Their practices sound similar to what goes on at creator-facing companies and influencer marketing firms, but these aren’t industry professionals — they’re people around the world who use pseudonyms like W and Ash. “It depends on the leadership of the fandom to stay on top of the streaming rules,” W told Venture.

If you want to see how analytical and detail-oriented the Blinks are, take a look at the list of dos and don’ts the fandom compiled. The guide includes 25 steps that can help Blackpink get as much YouTube viewership as possible. There are also an equal number of warnings about behaviors that could run afoul of the platform’s streaming rules or discredit individual views. A similar list exists for Spotify as well.

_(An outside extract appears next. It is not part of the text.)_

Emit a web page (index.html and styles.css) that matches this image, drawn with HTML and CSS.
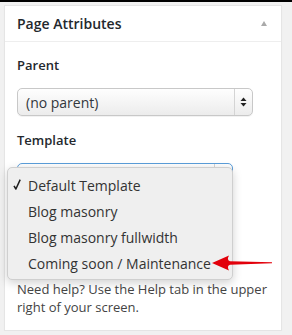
FILE: index.html
```html
<!DOCTYPE html>
<html lang="en">
<head>
    <meta charset="UTF-8">
    <title>Page Attributes</title>
    <link rel="stylesheet" href="styles.css">
</head>
<body>

    <!-- Page Attributes box -->
    <div class="postbox">
        <div class="postbox-header">
            <h2 class="postbox-title">Page Attributes</h2>
            <span class="toggle-indicator"></span>
        </div>

        <div class="inside">
            <p class="field-label">Parent</p>
            <div class="select parent-select">
                <span class="select-value">(no parent)</span>
                <span class="select-arrows">
                    <svg width="7" height="10" viewBox="0 0 7 10">
                        <path d="M3.5 0.5 L6.5 4 L0.5 4 Z" fill="#222"></path>
                        <path d="M3.5 9.5 L6.5 6 L0.5 6 Z" fill="#222"></path>
                    </svg>
                </span>
            </div>

            <p class="field-label">Template</p>
            <div class="template-wrap">
                <div class="select template-select">
                    <span class="select-value"></span>
                    <span class="select-arrows"></span>
                </div>

                <!-- open native menu -->
                <ul class="select-menu">
                    <li class="menu-item">
                        <svg class="check" width="8" height="11" viewBox="0 0 8 11">
                            <path d="M1 6.8 L2.9 10 L7.2 0.6" fill="none" stroke="#1e1e1e" stroke-width="1.5" stroke-linejoin="round"></path>
                        </svg>
                        Default Template
                    </li>
                    <li class="menu-item">Blog masonry</li>
                    <li class="menu-item">Blog masonry fullwidth</li>
                    <li class="menu-item">Coming soon / Maintenance</li>
                </ul>

                <!-- red pointer -->
                <svg class="pointer" width="62" height="20" viewBox="0 0 62 20">
                    <path d="M1 10 L18 2.5 Q15.5 7 19 8.3 L61 9.2 L61 10.2 L19 11.8 Q15.5 13 18 17.5 Z" fill="#e2000b"></path>
                </svg>
            </div>

            <p class="help-text">Need help? Use the Help tab in the upper right of your screen.</p>
        </div>
    </div>

</body>
</html>
```

FILE: styles.css
```css
/* General */
body {
    margin: 0;
    padding: 0;
    background: #f1f1f1;
    border-top: 2px solid #000;
    font-family: "Open Sans", "Liberation Sans", sans-serif;
    color: #444;
    overflow: hidden;
}

/* Box */
.postbox {
    width: 276px;
    margin: 3px 0 0 4px;
    background: #fff;
    border: 1px solid #e5e5e5;
    box-shadow: 0 1px 1px rgba(0, 0, 0, 0.04);
}

.postbox-header {
    height: 35px;
    display: flex;
    align-items: center;
    justify-content: space-between;
    padding: 0 14px 0 12px;
    border-bottom: 1px solid #eee;
}

.postbox-title {
    margin: 0;
    font-size: 14px;
    font-weight: 600;
    color: #23282d;
}

.toggle-indicator {
    width: 0;
    height: 0;
    border-left: 3.5px solid transparent;
    border-right: 3.5px solid transparent;
    border-bottom: 5px solid #aaa;
    margin-top: -1px;
}

.inside {
    padding: 0 12px 14px;
}

/* Labels */
.field-label {
    margin: 14px 0;
    font-size: 13px;
    line-height: 18px;
    font-weight: 600;
    color: #23282d;
}

/* Select boxes */
.select {
    height: 26px;
    display: flex;
    align-items: center;
    border: 1px solid #c8c8c8;
    border-radius: 5px;
    background: linear-gradient(#fefefe, #ececec);
    box-shadow: 0 1px 0 rgba(0, 0, 0, 0.05);
}

.parent-select {
    width: 234px;
    margin-bottom: 15px;
}

.select-value {
    flex: 1;
    padding-left: 8px;
    font-size: 14px;
    color: #32373c;
}

.select-arrows {
    width: 17px;
    height: 100%;
    display: flex;
    align-items: center;
    justify-content: center;
    border-left: 1px solid #d4d4d4;
}

/* Template select, focused and open */
.template-wrap {
    position: relative;
}

.template-select {
    width: 214px;
    border-color: #5b9dd9;
}

.select-menu {
    position: absolute;
    top: 4px;
    left: -10px;
    width: 224px;
    margin: 0;
    padding: 5px 0 2px;
    list-style: none;
    background: #efefef;
    border: 1px solid #cfcfcf;
    border-radius: 5px;
    box-shadow: 0 3px 10px rgba(0, 0, 0, 0.18);
}

.menu-item {
    position: relative;
    height: 26px;
    line-height: 26px;
    padding-left: 20px;
    font-size: 14px;
    color: #333;
}

.check {
    position: absolute;
    left: 5px;
    top: 6px;
}

.pointer {
    position: absolute;
    left: 194px;
    top: 90px;
}

/* Help text */
.help-text {
    margin: 89px 0 0;
    font-size: 13px;
    line-height: 18px;
    color: #444;
}
```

You might think that YouTube is not happy with a group that openly manipulates and stretches policies in order to ensure record-breaking viewership. On the contrary, the Google-owned platform caters to the Blinks by turning Blackpink music video releases into tentpole events. The K-pop outfit’s 2020 single ‘Lovesick Girls’ helped kick off a YouTube web series called Released. For ‘Pink Venom,’ YouTube seized an opportunity to advertize its Shorts platform. It launched the #PinkVenomChallenge, which led to about 750,000 new short-form videos, per Vulture.

As of this post, another Blackpink song sits at the top of YouTube’s music charts, but don’t expect ‘Shut Down’ to be the last record-breaking music video from the dominant girl group. Now that BTS is on hiatus, the Blinks are eager to prove that Blackpink is the biggest K-pop act of right now. They’re making a pretty good case.